The world’s five biggest banks have been fined a total of $5.7 billion for manipulating foreign exchange markets. It’s the biggest combined bank settlement in history.
READ MORE: Swiss UBS first to pay $545mn fine over forex rigging
Barclays, Royal Bank of Scotland, JPMorgan, UBS and Citigroup were hit with penalties from UK and US authorities Wednesday.
Four of them agreed to plead guilty to criminal charges for rigging benchmark interest rates, the US Department of Justice said.
All the banks have agreed to a three-year period of corporate probation, which, if approved by the court, will be overseen by the court and require regular reporting to authorities as well as cessation of all criminal activity.
The new penalties bring the total fines in the foreign exchange scandal to almost $10 billion, one of the most expensive in banking history.
Traders from Citigroup, JP Morgan, Barclays and Royal Bank of Scotland used coded language while in an invitation-only electronic chat room. They used this to manipulate the price of US dollars and euro between December 2007 and January 2013.
“The charged conspiracy fixed the US dollar – euro exchange rate, affecting currencies that are at the heart of international commerce and undermining the integrity and the competitiveness of foreign currency exchange markets which account for hundreds of billions of dollars worth of transactions every day,” said Assistant Attorney General Baer.
Each of the 4 banks agreed to pay a criminal fine proportional to its involvement in the conspiracy, according to the DOJ statement. Citicorp, thus, will pay a fine of $925 million, Barclays $650 million. JP Morgan has agreed to pay $550 million and RBS $395 million.

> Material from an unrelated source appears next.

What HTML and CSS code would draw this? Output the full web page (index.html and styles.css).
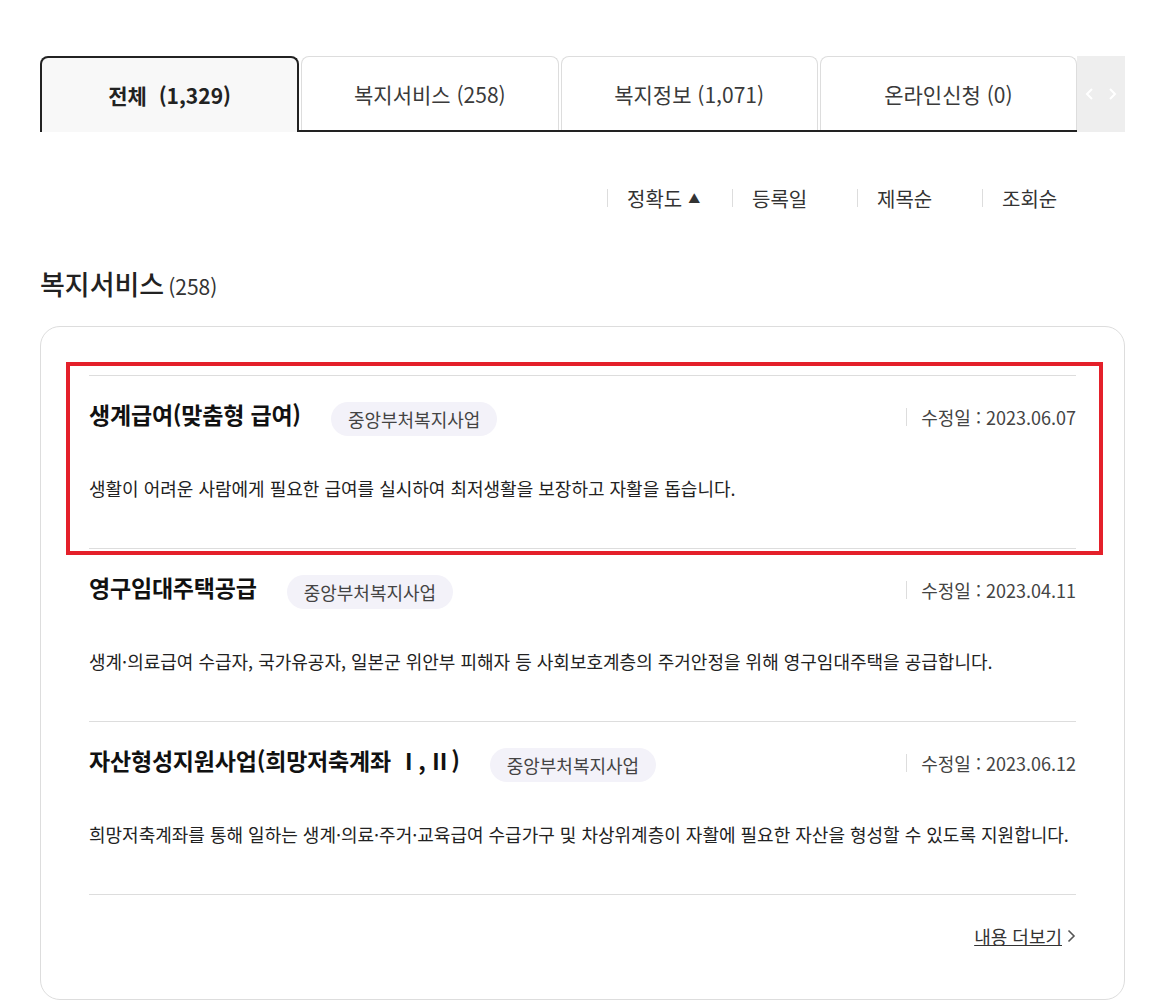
FILE: index.html
```html
<!DOCTYPE html>
<html lang="ko">
<head>
    <meta charset="UTF-8">
    <meta name="viewport" content="width=device-width, initial-scale=1.0">
    <title>복지서비스 검색결과</title>
    <link rel="stylesheet" href="styles.css">
</head>
<body>
    <div class="wrap">
        <div class="tabs">
            <a href="#" class="tab active">전체 &nbsp;(1,329)</a>
            <a href="#" class="tab">복지서비스 (258)</a>
            <a href="#" class="tab">복지정보 (1,071)</a>
            <a href="#" class="tab">온라인신청 (0)</a>
            <div class="tab-arrows">
                <svg width="34" height="14" viewBox="0 0 34 14">
                    <polyline points="8,2 3,7 8,12" fill="none" stroke="#fff" stroke-width="2"/>
                    <polyline points="26,2 31,7 26,12" fill="none" stroke="#fff" stroke-width="2"/>
                </svg>
            </div>
        </div>

        <div class="sort">
            <a href="#" class="sort-item">정확도 <span class="tri">▲</span></a>
            <a href="#" class="sort-item">등록일</a>
            <a href="#" class="sort-item">제목순</a>
            <a href="#" class="sort-item">조회순</a>
        </div>

        <h2 class="section-title">복지서비스<span class="count">(258)</span></h2>

        <div class="card">
            <ul class="list">
                <li class="item selected">
                    <div class="item-head">
                        <strong class="item-title">생계급여(맞춤형 급여)</strong>
                        <span class="badge">중앙부처복지사업</span>
                        <span class="date">수정일 : 2023.06.07</span>
                    </div>
                    <p class="item-desc">생활이 어려운 사람에게 필요한 급여를 실시하여 최저생활을 보장하고 자활을 돕습니다.</p>
                    <span class="highlight"></span>
                </li>
                <li class="item">
                    <div class="item-head">
                        <strong class="item-title">영구임대주택공급</strong>
                        <span class="badge">중앙부처복지사업</span>
                        <span class="date">수정일 : 2023.04.11</span>
                    </div>
                    <p class="item-desc">생계·의료급여 수급자, 국가유공자, 일본군 위안부 피해자 등 사회보호계층의 주거안정을 위해 영구임대주택을 공급합니다.</p>
                </li>
                <li class="item">
                    <div class="item-head">
                        <strong class="item-title">자산형성지원사업(희망저축계좌 <span class="roman">Ⅰ, Ⅱ</span>)</strong>
                        <span class="badge">중앙부처복지사업</span>
                        <span class="date">수정일 : 2023.06.12</span>
                    </div>
                    <p class="item-desc">희망저축계좌를 통해 일하는 생계·의료·주거·교육급여 수급가구 및 차상위계층이 자활에 필요한 자산을 형성할 수 있도록 지원합니다.</p>
                </li>
            </ul>
            <div class="more">
                <a href="#" class="more-link">내용 더보기</a>
                <svg class="more-icon" width="9" height="14" viewBox="0 0 9 14">
                    <polyline points="1.5,1.5 7,7 1.5,12.5" fill="none" stroke="#555" stroke-width="1.6"/>
                </svg>
            </div>
        </div>
    </div>
</body>
</html>
```

FILE: styles.css
```css
* {box-sizing: border-box;}
body {
    margin: 0;
    padding: 0;
    font-family: "Noto Sans CJK KR", "Noto Sans", sans-serif;
    color: #222;
    background: #fff;
}
a {
    color: inherit;
    text-decoration: none;
}
.wrap {
    width: 1085px;
    margin-left: 40px;
    padding-top: 56px;
}

/* tabs */
.tabs {
    display: flex;
    height: 76px;
    background: linear-gradient(to top, #222 2px, transparent 2px);
}
.tab {
    flex: 1;
    display: flex;
    align-items: center;
    justify-content: center;
    border: 1px solid #ddd;
    border-bottom: none;
    border-radius: 8px 8px 0 0;
    margin-right: 2px;
    margin-bottom: 2px;
    font-size: 21px;
    color: #3a3a3a;
}
.tab.active {
    border: 2px solid #222;
    border-bottom: none;
    margin-bottom: 0;
    background-color: #f8f8f8;
    color: #222;
    font-weight: bold;
}
.tab:nth-child(4) {
    margin-right: 0;
}
.tab-arrows {
    width: 48px;
    display: flex;
    align-items: center;
    justify-content: center;
    background-color: #eee;
}

/* sort */
.sort {
    display: flex;
    justify-content: flex-end;
    height: 36px;
    margin-top: 48px;
    padding-right: 18px;
}
.sort-item {
    width: 125px;
    display: flex;
    align-items: center;
    padding-left: 20px;
    font-size: 20px;
    color: #333;
    position: relative;
}
.sort-item::before {
    content: "";
    position: absolute;
    left: 0;
    top: 9px;
    height: 18px;
    border-left: 1px solid #ddd;
}
.tri {
    font-size: 12px;
    margin-left: 6px;
    color: #333;
}

/* title */
.section-title {
    height: 36px;
    margin: 50px 0 24px;
    font-size: 27px;
    line-height: 36px;
    font-weight: 500;
    color: #222;
}
.count {
    font-size: 21px;
    line-height: 1;
    font-weight: 400;
    color: #333;
    margin-left: 4px;
}

/* card */
.card {
    border: 1px solid #ddd;
    border-radius: 20px;
    padding: 48px 48px 0;
}
.list {
    list-style: none;
    margin: 0;
    padding: 0;
}
.item {
    position: relative;
    border-top: 1px solid #ddd;
    padding: 26px 0 47px;
}
.item-head {
    display: flex;
    align-items: center;
    height: 34px;
}
.item-title {
    font-size: 23px;
    font-weight: bold;
    color: #111;
    letter-spacing: -0.2px;
    margin-bottom: 10px;
}
.roman {
    letter-spacing: -2px;
    margin-right: 2px;
}
.badge {
    display: inline-flex;
    align-items: center;
    height: 34px;
    padding: 0 17px;
    margin-left: 30px;
    border-radius: 17px;
    background-color: #f3f2f9;
    font-size: 18px;
    color: #444;
}
.date {
    margin-left: auto;
    margin-bottom: 4px;
    padding-left: 14px;
    border-left: 1px solid #ddd;
    font-size: 18px;
    line-height: 18px;
    color: #444;
}
.item-desc {
    margin: 39px 0 0;
    font-size: 18px;
    line-height: 26px;
    color: #222;
}
.highlight {
    position: absolute;
    left: -23px;
    top: -14px;
    right: -27px;
    bottom: -7px;
    border: 4px solid #e4202a;
    pointer-events: none;
}

/* more */
.more {
    display: flex;
    justify-content: flex-end;
    align-items: center;
    border-top: 1px solid #ddd;
    padding: 29px 0 51px;
}
.more-link {
    font-size: 18px;
    line-height: 24px;
    color: #333;
    text-decoration: underline;
}
.more-icon {
    margin-left: 5px;
}
```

Barclays of the UK faced the biggest fine of $2.4 billion as it did not join in an earlier November settlement with British and some US authorities due to complications with the regulator in New York. The lender also agreed to fire eight employees, according to the New York Department of Financial Services (NYDFS).
“Put simply, Barclays employees helped rig the foreign exchange market. They engaged in a brazen ‘heads I win, tails you lose’ scheme to rip off their clients," said New York State Superintendent of Financial Services Benjamin Lawsky in a statement. "While today's action concerns misconduct in spot trading, there is additional work ahead."
The Swiss bank UBS was the first bank to plead guilty and agreed to pay a $545 million fine for the manipulation of the $5 trillion-a-day forex market. The bank initially reported the forex rigging to the US Department of Justice.